Für den einen startet gerade das Abenteuer Bundesliga, der andere spielt sich in den engeren Kreis der Nationalmannschaft. Lediglich der Vorname ist der Gleiche – doch für volle Zeitungen sorgen sie beide.
Florian Wirtz ist gerade 17 Jahre und 34 Tage jung gewesen, als er sich den alleinigen Rekord als jüngster Torschütze der deutschen Bundesliga erspielte. In der 89. Minute im Spiel gegen Bayern München, als das Spiel mit 1:4 längst entschieden ist, kombiniert sich Leverkusen durch den Strafraum der Münchner. Paulinho findet auf der rechten Seite Florian Wirtz, mit einem eleganten Haken legt der sich den Ball vom rechten auf den linken Fuß, lässt dabei Lucas Hernández, Weltmeister und 80-Millionen-Mann, aussteigen. Gefühlvoll schlenzt er den Ball dann unhaltbar für Manuel Neuer ins lange Eck. Dieser junge Mann, war vor fast einem Monat noch 16 Jahre jung, mittlerweile findet er sich in den Geschichtsbüchern wieder.
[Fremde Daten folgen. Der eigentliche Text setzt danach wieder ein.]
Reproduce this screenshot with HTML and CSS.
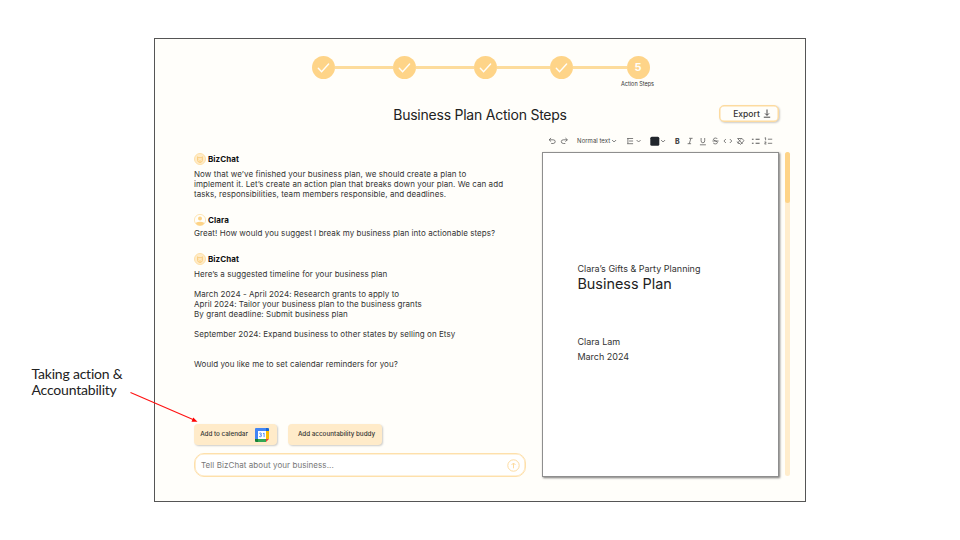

Peter Bosz, sein Trainer und als Holländer bekannt dafür, jungen Spielern eine Chance zu geben, sah in dem Jungen schon gleich etwas Besonderes, mittlerweile hat er sich zu einem festen Kaderbestandteil entwickelt. Jörg Jakobs, der frühere Sportdirektor und Leiter des Nachwuchsleistungszentrums des 1. FC Köln, dem langjährigen Verein von Wirtz, lobt den Junioren-Nationalspieler in höchsten Tönen: „Florian kann alles, hat enormen Spielwitz, starke Technik, unglaubliche Spielintelligenz, ist schnell mit dem Ball, kann dribbeln." Sein Gespür für besondere Momente stellte Wirtz bereits im vergangenen Jahr unter Beweis, als er noch beim FC in der B-Jugend spielte. Als er fünf Sekunden nach Anpfiff aus 55 Metern ins gegnerische Tor traf, wurden Forderungen zur Wahl zum „Tor des Jahres" laut. Florian Richard Wirtz, wie der Youngster mit vollem Namen heißt, begann seine Karriere beim SV-Grün Weiss Brauweiler, in einem Kölner Vorort. Mit sieben Jahren schloss er sich 2010 dem FC an und durchlief dort die Jugendabteilungen. Zuletzt war er noch Teil der U17 im Geißbockheim, mit der er sich in der vergangenen Saison den Deutschen Meistertitel sicherte. Im Finale der Meisterrunde setzte er sich mit seinem Team gegen die B-Jugend von Borussia Dortmund und ein anderes deutsches Top-Talent durch – BVB-Stürmer Youssoufa Moukoko. Im Winter wechselte Wirtz nicht ganz konfliktfrei auf die andere Rheinseite, obwohl es zwischen den Kölnern, den Leverkusenern und Borussia Mönchengladbach die Abmachung gibt, dass man sich gegenseitig keine Jugendspieler abwerbe.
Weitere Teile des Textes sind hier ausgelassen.